Indeed, despite the state's overwhelming support for Barack Obama in the 2008 Democratic Presidential primary, Republicans outnumbered Democrats at the polls in the general election, voting 54 to 45 percent for Republican John McCain. And since that time, state public opinion polls reflect a continued hostility to what many there see as Obama's "big government" agenda.

Towards a Post-Racial America

Historians say race is likely to remain a salient factor in America's broad political debates for some time.

"The Southern political landscape and in particular the political landscape of South Carolina has historically been dominated by issues relating to race," said Courtney Tollison, a Southern historian.

Despite social progress in South Carolina and elsewhere towards racial reconciliation, Tollison says, the legacy of slavery, Civil War and Jim Crow still weighs heavily on the minds of many who lived through it.
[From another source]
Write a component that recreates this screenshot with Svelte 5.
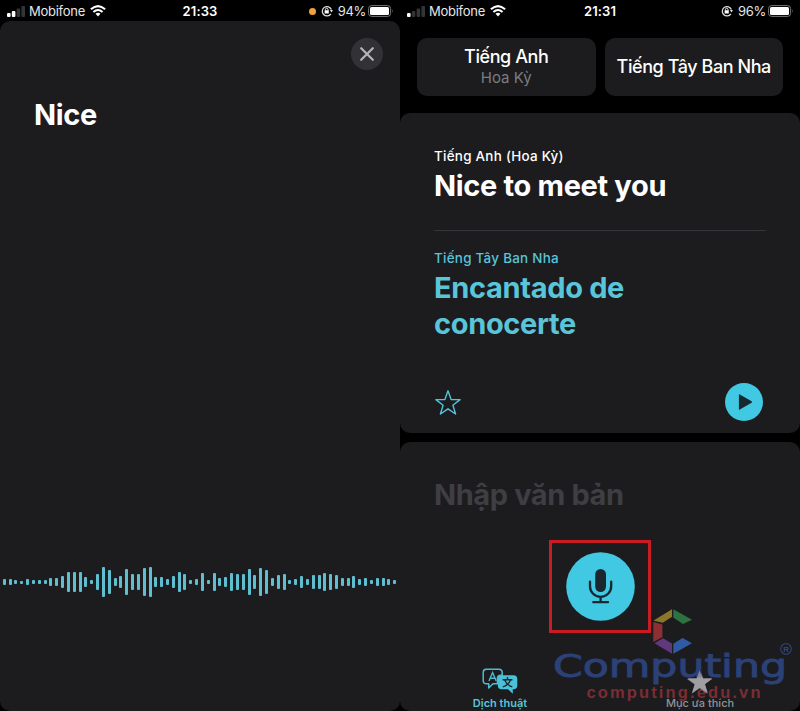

"W.E.B. DuBois wrote in 1903 that the problem of the twentieth century would be the color line" -- a premonition that, to a large extent, came true, she says.

"There is an inherent feeling among many in this country that an African-American should not be president," Jimmy Carter, a southern Georgia native, plaintively insisted at a town hall meeting last week.

Alluding to racist epithets written on health reform protest signs, public comparisons of Obama to Hitler, and the tone of Wilson's cry on the House floor, Carter said he believes "those kind of things are not just casual outcomes of a sincere debate on whether we should have a national program on health care."

Former President Clinton, an Arkansas native, conceded Tuesday that while he disagrees with Carter, his predecessor's assertions are not unreasonable.

"If you're a Southerner and you fought the battles, you're super sensitive of any manifestation or discrimination based on race," Clinton said.

Still, Tollison says, those sensitivities should not cause us to ignore the progress that has been made.

"To consider all political criticisms of an African American President to be racially motivated is a step backwards in the evolution of race relations," she said.